The pandemic was hard on all small businesses in North Carolina, but perhaps most of all on “private bars”—an antiquated classification of bars in North Carolina from the prohibition era. An establishment is considered a private bar if it makes 75% or more of its profit from alcohol sales.
When Rob and Crystal Waldron reached out to Pacific Legal Foundation seeking legal help in 2020, they were nearing the end of their financial rope. Their private bar, Club 519, was closed for nine months, thanks to a unilateral shutdown order from Governor Roy Cooper.
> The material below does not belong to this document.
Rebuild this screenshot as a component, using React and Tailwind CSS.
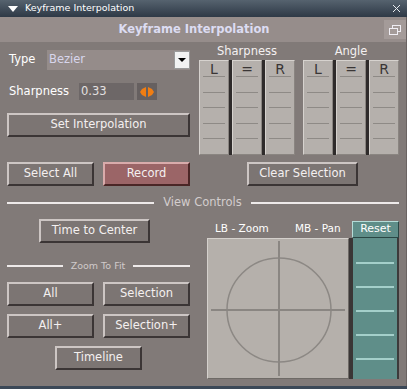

All the while, Club 519’s direct competitors—bars inside of restaurants, breweries, wineries, and distilleries—were allowed to serve their customers indoors and outdoors.
With COVID-19 cases on the rise and vaccines still months away from widespread availability, the governor’s “dimmer-switch approach” to re-opening the economy threatened to permanently turn out the lights on the popular college bar that served alumni and the Greenville, North Carolina, community for nearly two decades.
Fortunately for the Waldrons, Club 519, and their loyal customers, the framers of the North Carolina Constitution enshrined the fundamental right to earn an honest living in the “fruits of their own labor” of Article 1, Section 1. As one North Carolina jurist explained, this provision was “aimed at preventing established businesses from using political influence to keep out the new competition in the marketplace.”
Although Club 519 was far from new, the small business lacked the political influence that established businesses in the hospitality industry used to lobby the governor to allow their businesses to re-open. When the governor announced that he would allow restaurants to resume indoor service, he ordered bars to remain closed to prevent the spread of COVID-19. But soon, the governor announced that politically favored establishments, such as wineries, breweries, and distilleries, would be allowed to re-open while private bars remained closed.
Almost a year after they were forced to close its doors, Club 519 had its day in court. Pacific Legal Foundation argued that the governor’s orders arbitrarily picked economic winners and losers and discriminated against small private bar owners who wanted an equal opportunity to re-open with new safety protocols, like the vast majority of bars open across the state. The governor argued that he had the statutory and constitutional authority to allow breweries, wineries, and distilleries to re-open because these businesses attracted tourism to the state and contributed more to the state GDP than private bars. This was a modern-day example of the economic protectionism for politically influential businesses that the fruits of their own labor provision was intended to prevent.
A few days after the hearing, but before the judge could enter an order, the governor changed his executive order and allowed private bars like Club 519 to re-open. Given the timing, it’s highly likely that PLF’s argument in court—based on the fruits of their labor provision—helped spur the governor’s policy change and saved Rob and Crystal’s livelihoods (and the popular gathering place they worked for nearly two decades to sustain).
But the threat of future business closures continued to loom over all entrepreneurs in North Carolina, as long as the governor maintained his authority to issue executive orders under a state of emergency declaration that only he was empowered to end.
After Club 519 was allowed to re-open, PLF turned the focus of the litigation to challenging the Emergency Management Act on separation of powers grounds—an often-overlooked constitutional protection of individual liberty. But before PLF could argue the Emergency Management Act violated the state constitution’s specific guarantee of the separation of powers, the governor signed into law a number of amendments to the act that PLF and our friends at the John Locke Foundation supported. The amendments conformed the statute to the state constitution’s demand that the “legislative, executive, and supreme judicial powers…shall be forever separate and distinct.” These are wins worth celebrating for years to come.
At PLF, we’re relentless in our pursuit of a constitutional government that protects economic opportunity for all. But we can only be as effective as our clients are brave.
Thanks to Crystal and Rob Waldron, who were willing to stand up for the right to earn an honest living—even during a pandemic—nearly a thousand small business owners across North Carolina were finally allowed to re-open and adapt to new challenges in order to serve others. Future entrepreneurs no longer need to fear unilateral emergency edicts shuttering their business because Club 519 was willing to challenge the constitutionality of the Emergency Management Act.
And if there’s one thing that PLF and Club 519 love (besides individual liberty)—it’s a celebration! On June 26, Club 519 will host the first-ever Fruits of Their Own Labor Fest to celebrate the constitutional provision that saved their livelihood. Together with other PLF clients fighting for their right to earn a living, we’ll gather the community at Club 519 to enjoy bluegrass and Eastern North Carolina-style barbeque—some of the things that make the pursuit of happiness a bit more enjoyable.